What the exercise asks: State how many lines of the listing below include the word "picture". Give only the number.
....................
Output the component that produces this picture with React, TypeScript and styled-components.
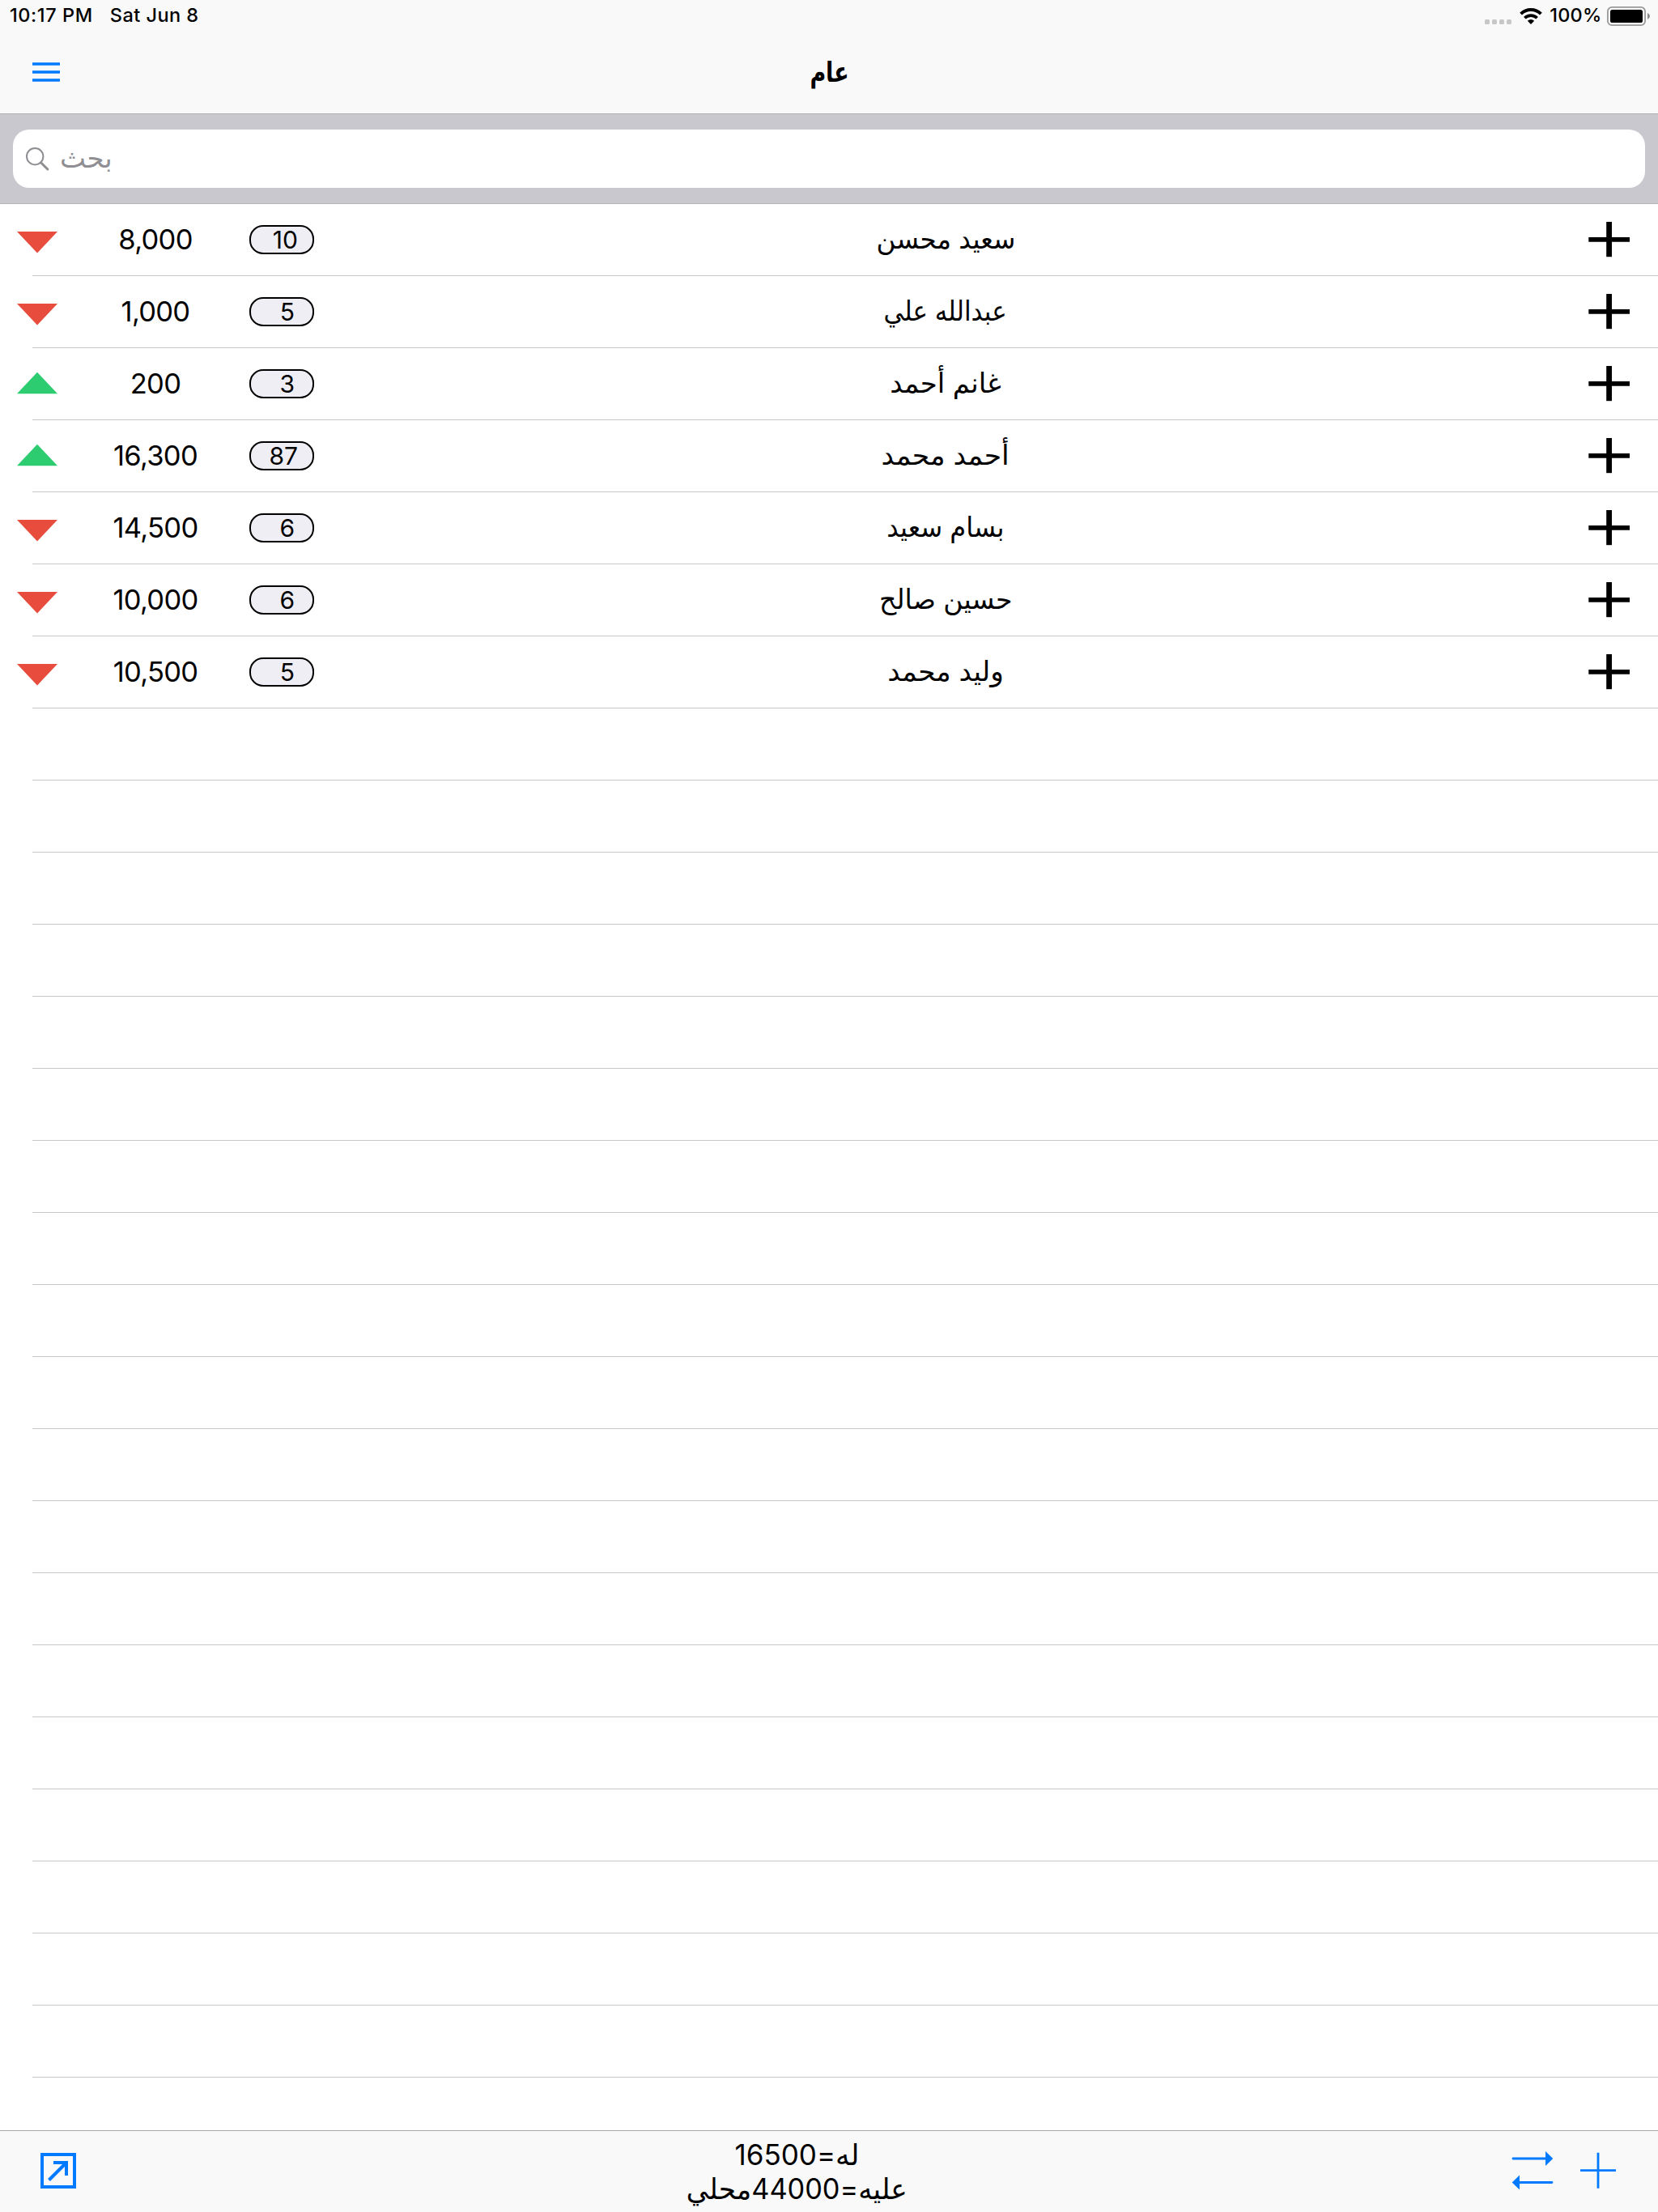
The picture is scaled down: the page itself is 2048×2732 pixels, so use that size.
import React from "react";
import styled, { createGlobalStyle } from "styled-components";

const BLUE = "#007aff";

const GlobalStyle = createGlobalStyle`
  * { box-sizing: border-box; }
  body { margin: 0; background: #fff; color: #000; font-family: Inter, "DejaVu Sans", sans-serif; }
  svg { display: block; flex: none; }
`;

const Screen = styled.div`
  width: 2048px;
  height: 2732px;
  display: flex;
  flex-direction: column;
  overflow: hidden;
  background: #fff;
`;

const Header = styled.header`
  height: 141px;
  flex: none;
  background: #f9f9f9;
  border-bottom: 1px solid #b2b2b2;
`;

const StatusBar = styled.div`
  height: 40px;
  display: flex;
  align-items: center;
  justify-content: space-between;
  padding: 0 10px 0 12px;
  font-size: 23.5px;
  line-height: 28px;
  font-weight: 500;
`;

const StatusGroup = styled.div<{ $gap: number }>`
  display: flex;
  align-items: center;
  gap: ${(p) => p.$gap}px;
  white-space: pre;
`;

const StatusText = styled.span<{ $spacing: number }>`
  padding-bottom: 2px;
  letter-spacing: ${(p) => p.$spacing}px;
`;

const NavBar = styled.div`
  height: 100px;
  display: grid;
  grid-template-columns: 1fr auto 1fr;
  padding: 0 40px;
`;

const MenuButton = styled.div`
  padding-top: 37px;
`;

const Title = styled.h1`
  margin: 0;
  padding-top: 27px;
  font-size: 34px;
  line-height: 44px;
  font-weight: 700;
`;

const SearchBar = styled.div`
  height: 111px;
  flex: none;
  padding: 19px 16px;
  background: #c9c8ce;
  border-bottom: 1px solid #b2b2b2;
`;

const SearchField = styled.div`
  height: 72px;
  display: flex;
  align-items: center;
  gap: 13px;
  padding-left: 16px;
  border-radius: 20px;
  background: #fff;
  color: #8e8e93;
  font-size: 34px;
  line-height: 44px;
`;

const Placeholder = styled.span`
  padding-bottom: 3px;
`;

const List = styled.main`
  flex: 1;
  min-height: 0;
  overflow: hidden;
`;

const Row = styled.div`
  height: 89px;
  display: flex;
  align-items: center;
  padding: 0 35px 1px 21px;
  background: linear-gradient(#c8c7cc, #c8c7cc) 40px 88px / 2008px 1px no-repeat;
`;

const Amount = styled.div`
  width: 242px;
  text-align: center;
  font-size: 34.5px;
  line-height: 44px;
  letter-spacing: -0.7px;
`;

const Badge = styled.div<{ $single: boolean }>`
  width: 80px;
  height: 36px;
  margin-left: -5px;
  padding-right: ${(p) => (p.$single ? 22 : 18)}px;
  border: 2px solid #000;
  border-radius: 17px;
  background: #efeef4;
  text-align: right;
  font-size: 30px;
  line-height: 32px;
`;

const Name = styled.div`
  flex: 1;
  display: flex;
  justify-content: center;
  padding-bottom: 2px;
  font-size: 34px;
  line-height: 44px;
`;

const Fitted = styled.span<{ $scale?: number }>`
  display: inline-block;
  white-space: nowrap;
  transform: scaleX(${(p) => p.$scale ?? 1});
`;

const Toolbar = styled.footer`
  height: 101px;
  flex: none;
  display: grid;
  grid-template-columns: 850px 269px 1fr;
  background: #f9f9f9;
  border-top: 1px solid #a9a9ad;
`;

const ToolbarStart = styled.div`
  padding: 27px 0 0 50px;
`;

const ToolbarEnd = styled.div`
  display: flex;
  justify-content: flex-end;
  gap: 33px;
  padding: 23px 52px 0 0;
`;

const Totals = styled.div`
  display: flex;
  flex-direction: column;
  align-items: center;
  padding-top: 8px;
  font-size: 35px;
  line-height: 42px;
`;

const DownTriangle = () => (
  <svg width="50" height="50"><path d="M0 15H50L25 41.5Z" fill="#e74c3c" /></svg>
);

const UpTriangle = () => (
  <svg width="50" height="50"><path d="M0 37.3H50L25 10.7Z" fill="#2ecc71" /></svg>
);

const RowPlus = () => (
  <svg width="65" height="50" stroke="#000">
    <path d="M14.3 24.8H65" strokeWidth="5.8" />
    <path d="M39.6 3V46.2" strokeWidth="6.8" />
  </svg>
);

const MenuIcon = () => (
  <svg width="34" height="24"><path d="M0 2H34M0 12H34M0 22H34" stroke={BLUE} strokeWidth="3.4" /></svg>
);

const SearchIcon = () => (
  <svg width="29" height="29" fill="none" stroke="#8e8e93">
    <circle cx="11.2" cy="11.2" r="10.2" strokeWidth="2" />
    <path d="M18.5 18.8L26.8 27" strokeWidth="3" strokeLinecap="round" />
  </svg>
);

const WifiIcon = () => (
  <svg width="28" height="20" fill="none" stroke="#000" strokeWidth="4">
    <path d="M1.6 7.2A17.6 17.6 0 0 1 26.4 7.2" />
    <path d="M6.4 12.2A10.8 10.8 0 0 1 21.6 12.2" strokeWidth="3.7" />
    <path d="M14 20L9.8 15.8Q14 12 18.2 15.8Z" fill="#000" stroke="none" />
  </svg>
);

const SignalDots = () => (
  <svg width="33" height="20" fill="#c7c7c7">
    {[0, 9, 18, 27].map((x) => <rect key={x} x={x} y="14" width="6" height="6" rx="1.6" />)}
  </svg>
);

const BatteryIcon = () => (
  <svg width="53" height="24">
    <rect x="0.9" y="0.9" width="46.2" height="22.2" rx="5.2" fill="none" stroke="#999" strokeWidth="1.8" />
    <rect x="4" y="4" width="40" height="16" rx="2.6" />
    <path d="M50 8Q53 9.5 53 12T50 16Z" fill="#8c8c8c" />
  </svg>
);

const ExportIcon = () => (
  <svg width="44" height="44" fill="none" stroke={BLUE} strokeWidth="4">
    <rect x="2" y="2" width="40" height="40" />
    <path d="M10.5 33.5L31 13" />
    <path d="M16 12H32V28" />
  </svg>
);

const TransferIcon = () => (
  <svg width="52" height="50" fill={BLUE}>
    <path d="M2 11H43M10 40.5H50" stroke={BLUE} strokeWidth="2.8" strokeLinecap="round" />
    <path d="M42 2L51.3 11L42 20Z" />
    <path d="M10 31.5L0.7 40.5L10 49.5Z" />
  </svg>
);

const AddIcon = () => (
  <svg width="44" height="50"><path d="M0 25.7H44M22 3.7V47.7" stroke={BLUE} strokeWidth="2.8" /></svg>
);

type Account = { name: string; amount: string; count: number; up?: boolean; scale: number };

const accounts: Account[] = [
  { name: "سعيد محسن", amount: "8,000", count: 10, scale: 0.96 },
  { name: "عبدالله علي", amount: "1,000", count: 5, scale: 0.91 },
  { name: "غانم أحمد", amount: "200", count: 3, up: true, scale: 1 },
  { name: "أحمد محمد", amount: "16,300", count: 87, up: true, scale: 1.02 },
  { name: "بسام سعيد", amount: "14,500", count: 6, scale: 0.945 },
  { name: "حسين صالح", amount: "10,000", count: 6, scale: 0.975 },
  { name: "وليد محمد", amount: "10,500", count: 5, scale: 1.01 },
];

const EMPTY_ROWS = 19;

export default function App() {
  return (
    <Screen>
      <GlobalStyle />
      <Header>
        <StatusBar>
          <StatusGroup $gap={21}>
            <StatusText $spacing={0.6}>10:17 PM</StatusText>
            <StatusText $spacing={0.45}>Sat Jun 8</StatusText>
          </StatusGroup>
          <StatusGroup $gap={9.5}>
            <SignalDots />
            <WifiIcon />
            <StatusGroup $gap={6.5}>
              <StatusText $spacing={0.2}>100%</StatusText>
              <BatteryIcon />
            </StatusGroup>
          </StatusGroup>
        </StatusBar>
        <NavBar>
          <MenuButton><MenuIcon /></MenuButton>
          <Title dir="rtl"><Fitted $scale={0.79}>عام</Fitted></Title>
        </NavBar>
      </Header>
      <SearchBar>
        <SearchField>
          <SearchIcon />
          <Placeholder dir="rtl">بحث</Placeholder>
        </SearchField>
      </SearchBar>
      <List>
        {accounts.map((a) => (
          <Row key={a.name}>
            {a.up ? <UpTriangle /> : <DownTriangle />}
            <Amount>{a.amount}</Amount>
            <Badge $single={a.count < 10}>{a.count}</Badge>
            <Name dir="rtl"><Fitted $scale={a.scale}>{a.name}</Fitted></Name>
            <RowPlus />
          </Row>
        ))}
        {Array.from({ length: EMPTY_ROWS }, (_, i) => <Row key={i} />)}
      </List>
      <Toolbar>
        <ToolbarStart><ExportIcon /></ToolbarStart>
        <Totals dir="rtl">
          <Fitted>له=16500</Fitted>
          <Fitted $scale={0.98}>عليه=44000محلي</Fitted>
        </Totals>
        <ToolbarEnd>
          <TransferIcon />
          <AddIcon />
        </ToolbarEnd>
      </Toolbar>
    </Screen>
  );
}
....................
Result for this exercise: 2